Date:   Sun, 14 Nov 2021 12:44:07 -0500
From:   "Theodore Ts'o" <tytso@mit.edu>
To:     Mark Hills <mark@xwax.org>
Cc:     Andreas Dilger <adilger@dilger.ca>, linux-ext4@vger.kernel.org
Subject: Re: Maildir quickly hitting max htree
Message-ID: <YZFK56zBKXpnIncI@mit.edu>
References: <2111121900560.16086@stax.localdomain>
 <36FABD31-B636-4D94-B14D-93F3D2B4C148@dilger.ca>
 <d1f5c468-4afa-accc-7843-83b484dc081@xwax.org>
MIME-Version: 1.0
Content-Type: text/plain; charset=us-ascii
Content-Disposition: inline
In-Reply-To: <d1f5c468-4afa-accc-7843-83b484dc081@xwax.org>
Precedence: bulk

On Sat, Nov 13, 2021 at 12:05:07PM +0000, Mark Hills wrote:
> 
> Interesting! The 1Kb block size was not explicitly chosen. There was no 
> plan other than using the defaults.
> 
> However I did forget that this is a VM installed from a base image. The 
> root cause is likely to be that the /home partition has been enlarged from 
> a small size to 32Gb.

How small was the base image?  As documented in the man page for
mke2fs.conf, for file systems that are smaller than 3mb, mke2fs use
the parameters in /etc/mke2fs.conf for type "floppy" (back when 3.5
inch floppies were either 1.44MB or 2.88MB).  So it must have been a
really tiny base image to begin with.

> These days I think VMs make it more common to enlarge a filesystem from a 
> small size. We could have picked this up earlier with a warning from 
> resize2fs; eg. if the block size will no longer match the one that would 
> be chosen by default. That would pick it up before anyone puts 1Kb block 
> size into production.

It's would be a bit tricky for resize2fs to do that, since it doesn't
know what might be in the mke2fs.conf file at the time when the file
system when the file system was creaeted.  Distributions or individual
system adminsitrators are free to modify that config file.

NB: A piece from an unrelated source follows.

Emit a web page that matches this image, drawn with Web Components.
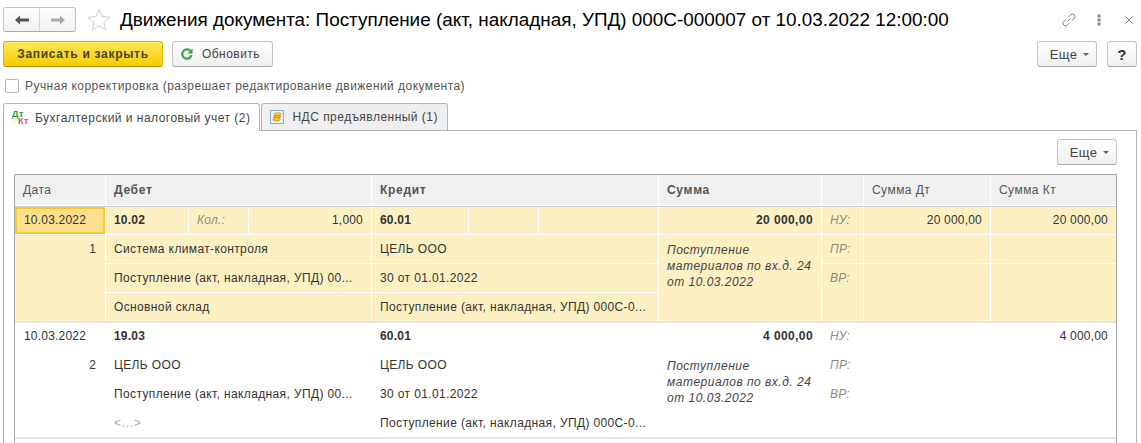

It is a good idea for resize2fs to give a warning, though.  What I'm
thinking that what might sense is if resize2fs is expanding the file
system by more than, say a factor of 10x (e.g., expanding a file
system from 10mb to 100mb, or 3mb to 20gb) to give a warning that
inflating file systems is an anti-pattern that will not necessarily
result in the best file system performance.  Even if the blocksize
isn't 1k, when a file system is shrunk to a very small size, and then
expanded to a very large size, the file system will not be optimal.

For example, the default size of the journal is based on the file
system size.  Like the block size, it can be overridden on the
command-line, but it's unlikely that most people preparing the file
image will remember to consider this.

More importantly, when a file system is shrunk, the data blocks are
moved without a whole lot of optimizations, and then when the file
system is expanded, files that are were pre-loaded to the image, and
were located in the parts of the file system that had to be evacuated
as part of the shrinking process remain in whatever fragmented form
that they were after the shrink operation.

The way things work for Amazon's and Google's cloud is that the image
is created with a size of 8GB and 10GB, and best practice would be
create a separate EBS volume for the data partition.  This would allow
the easy upgrade or replacement of the root file system, for example,
after you check in your project keys into a public repo (or you fail
to apply a security upgrade to an actively exploited zero-day), and
your system gets rooted to a fair-thee-well, it's much simpler to
completely throw away the root image, and reinstall it with a fresh
system image, without having to separate your data files from the
system image.

						- Ted